HESS: All right, this is a very important topic, and it brings up the subject of the unsigned memorandum of June 29, 1948, entitled, "Should the President Call Congress Back." This is found in various


places in the Truman Library. There's a copy of the unsigned memo in Judge Sam Rosenman's papers; there's a copy also in Clark Clifford's papers, and probably elsewhere as well. While you're looking over that, you'll want to notice that the pronoun "we" is used several times. It sounds like a group effort.


HESS: As you know, I left a copy of the memo with you when we met last week. Did you get a chance to look it over?

CHAPMAN: Yes, I read it. This you will notice by its very language; notice it was discussed by a lot of people at the convention, and before then I don't think it would have been discussed any with the President. But I had the feeling that Clark and I had kind of boxed this issue in by each of us separately going to him and expressing to him the importance of calling the Congress back. We felt that it was the right thing to


start with; we felt it was the right thing to do, that these people in that country were entitled to this help that was being given to this legislation, and we felt that they ought to have it.

Now, you remember that piece of legislation to grant some loans to the farmers to build storage tanks, or storage bins to store their wheat and corn in.

HESS: The Commodity Credit Corporation charter.

CHAPMAN: They turned it down, you know, wouldn't loan them the money. Now, Truman really put the heat on that one really hard, both in making his speeches and in his message he sent to Congress on that issue.

HESS: This particular unsigned memo was submitted or was dated well in advance of the convention. The convention was held in the middle of July.

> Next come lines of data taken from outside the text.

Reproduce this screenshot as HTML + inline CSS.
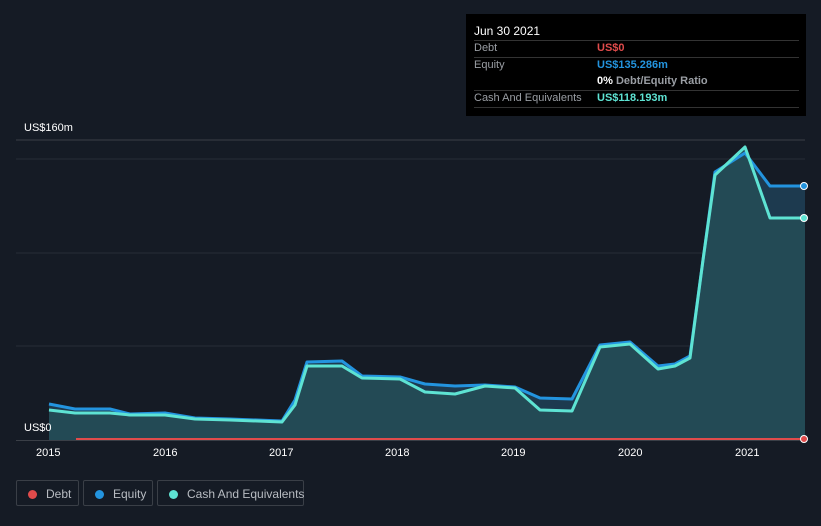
<!DOCTYPE html>
<html><head><style>
body{margin:0;width:821px;height:526px;background:#151b25;font-family:"Liberation Sans",sans-serif;overflow:hidden;position:relative}
.tt{position:absolute;left:466px;top:14px;width:340px;height:102px;background:#000;}
.tt .h{position:absolute;left:8px;top:10px;color:#fff;font-size:12px}
.row{position:absolute;left:8px;width:325px;border-top:1px solid #333;height:16px;font-size:11px;color:#9a9ea4}
.row span{position:absolute;left:123px;font-weight:bold;white-space:nowrap}
.lg{position:absolute;top:480px;height:26px;border:1px solid #3a3f47;border-radius:2px;color:#b8bcc2;font-size:12px;line-height:26px;box-sizing:border-box;white-space:nowrap}
.lg i{display:inline-block;width:9px;height:9px;border-radius:50%;margin:0 9px 0 11px;vertical-align:-1px}
.ax{position:absolute;color:#fff;font-size:11px}
</style></head><body>
<svg width="821" height="526" style="position:absolute;left:0;top:0">
<line x1="16" y1="140" x2="805" y2="140" stroke="#3a3f47"/>
<line x1="16" y1="159" x2="805" y2="159" stroke="#262c36"/>
<line x1="16" y1="253" x2="805" y2="253" stroke="#262c36"/>
<line x1="16" y1="346" x2="805" y2="346" stroke="#262c36"/>
<line x1="16" y1="440.5" x2="805" y2="440.5" stroke="#3a3f47"/>
<polygon fill="#1d3a4f" points="49,404 75,409 110,409 130,414 165,413 195,418 230,419 282,421 295,400 307,362 342,361 362,376 400,377 425,384 455,386 485,385 515,387 540,398 572,399 600,345 630,342 658,366 675,364 690,356 703,260 715,172 745,153 770,186 805,186 805,440 49,440"/>
<polygon fill="#234a55" points="49,410 75,413 110,413 130,415 165,415 195,419 230,420 282,422 295,405 307,366 342,366 362,378 400,379 425,392 455,394 485,386 515,388 540,410 572,411 600,347 630,344 658,369 675,366 690,358 703,260 715,175 745,147 770,218 805,218 805,440 49,440"/>
<polyline fill="none" stroke="#2394df" stroke-width="3" stroke-linejoin="round" points="49,404 75,409 110,409 130,414 165,413 195,418 230,419 282,421 295,400 307,362 342,361 362,376 400,377 425,384 455,386 485,385 515,387 540,398 572,399 600,345 630,342 658,366 675,364 690,356 703,260 715,172 745,153 770,186 805,186"/>
<polyline fill="none" stroke="#5ee3d3" stroke-width="3" stroke-linejoin="round" points="49,410 75,413 110,413 130,415 165,415 195,419 230,420 282,422 295,405 307,366 342,366 362,378 400,379 425,392 455,394 485,386 515,388 540,410 572,411 600,347 630,344 658,369 675,366 690,358 703,260 715,175 745,147 770,218 805,218"/>
<line x1="76" y1="439" x2="805" y2="439" stroke="#e04b4b" stroke-width="2"/>
<circle cx="804" cy="186" r="3.5" fill="#2394df" stroke="#fff" stroke-width="1"/>
<circle cx="804" cy="218" r="3.5" fill="#5ee3d3" stroke="#fff" stroke-width="1"/>
<circle cx="804" cy="439" r="3.5" fill="#e04b4b" stroke="#fff" stroke-width="1"/>
</svg>
<div class="ax" style="left:24px;top:122px">US$160m</div>
<div class="ax" style="left:24px;top:422px">US$0</div>
<div class="ax" style="left:36px;top:447px">2015</div>
<div class="ax" style="left:153px;top:447px">2016</div>
<div class="ax" style="left:269px;top:447px">2017</div>
<div class="ax" style="left:385px;top:447px">2018</div>
<div class="ax" style="left:501px;top:447px">2019</div>
<div class="ax" style="left:618px;top:447px">2020</div>
<div class="ax" style="left:735px;top:447px">2021</div>
<div class="tt">
<div class="h">Jun 30 2021</div>
<div class="row" style="top:26px;line-height:15px">Debt<span style="color:#e04b4b">US$0</span></div>
<div class="row" style="top:43px;line-height:15px;height:32px">Equity<span style="color:#2394df">US$135.286m</span><span style="top:16px;color:#fff">0% <b style="color:#9a9ea4">Debt/Equity Ratio</b></span></div>
<div class="row" style="top:76px;line-height:15px">Cash And Equivalents<span style="color:#5ee3d3">US$118.193m</span></div>
<div class="row" style="top:93px;height:0"></div>
</div>
<div class="lg" style="left:16px;width:63px"><i style="background:#e04b4b"></i>Debt</div>
<div class="lg" style="left:83px;width:70px"><i style="background:#2394df"></i>Equity</div>
<div class="lg" style="left:157px;width:147px"><i style="background:#5ee3d3"></i>Cash And Equivalents</div>
</body></html>
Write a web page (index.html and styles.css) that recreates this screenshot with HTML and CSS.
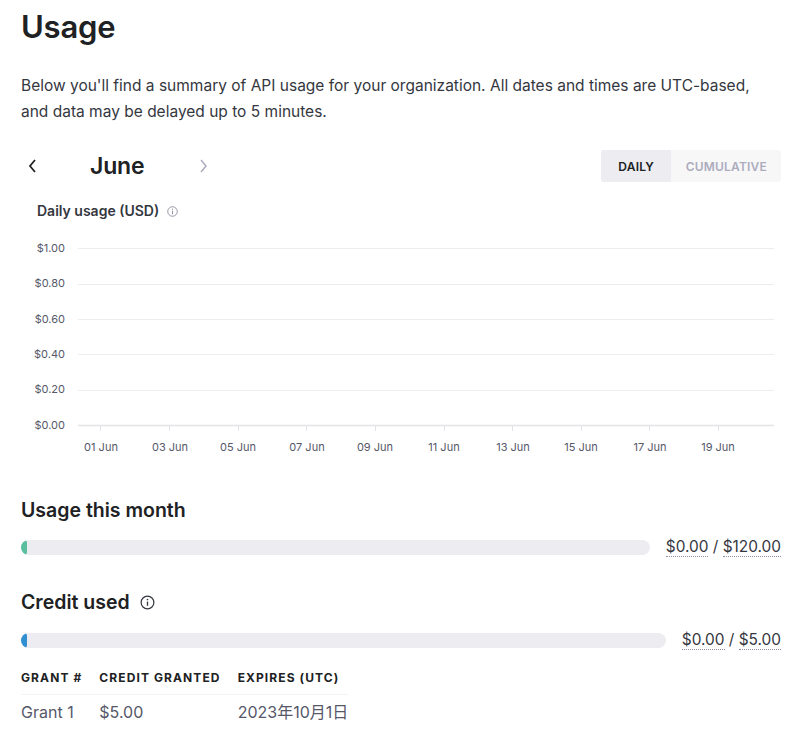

HESS: I have the 1948 volume here, and Mr. Truman's address on accepting the nomination was on July 15th. So this unsigned memo as to whether or not the President should call Congress back was written two or three weeks in advance.

CHAPMAN: You mean, of the convention?

HESS: Of the convention.

CHAPMAN: That’s right.

HESS: He ended his nomination address, his acceptance, by saying:

On the 26th day of July, which out in Missouri we call ‘Turnip Day,’ I am going to call Congress back and ask them to pass laws to halt rising prices, to meet the housing crisis--which they are saying they are for in their platform.

So this was a subject that was brought up well before the convention. But who do you think submitted this memo? Who do you think wrote the unsigned memo?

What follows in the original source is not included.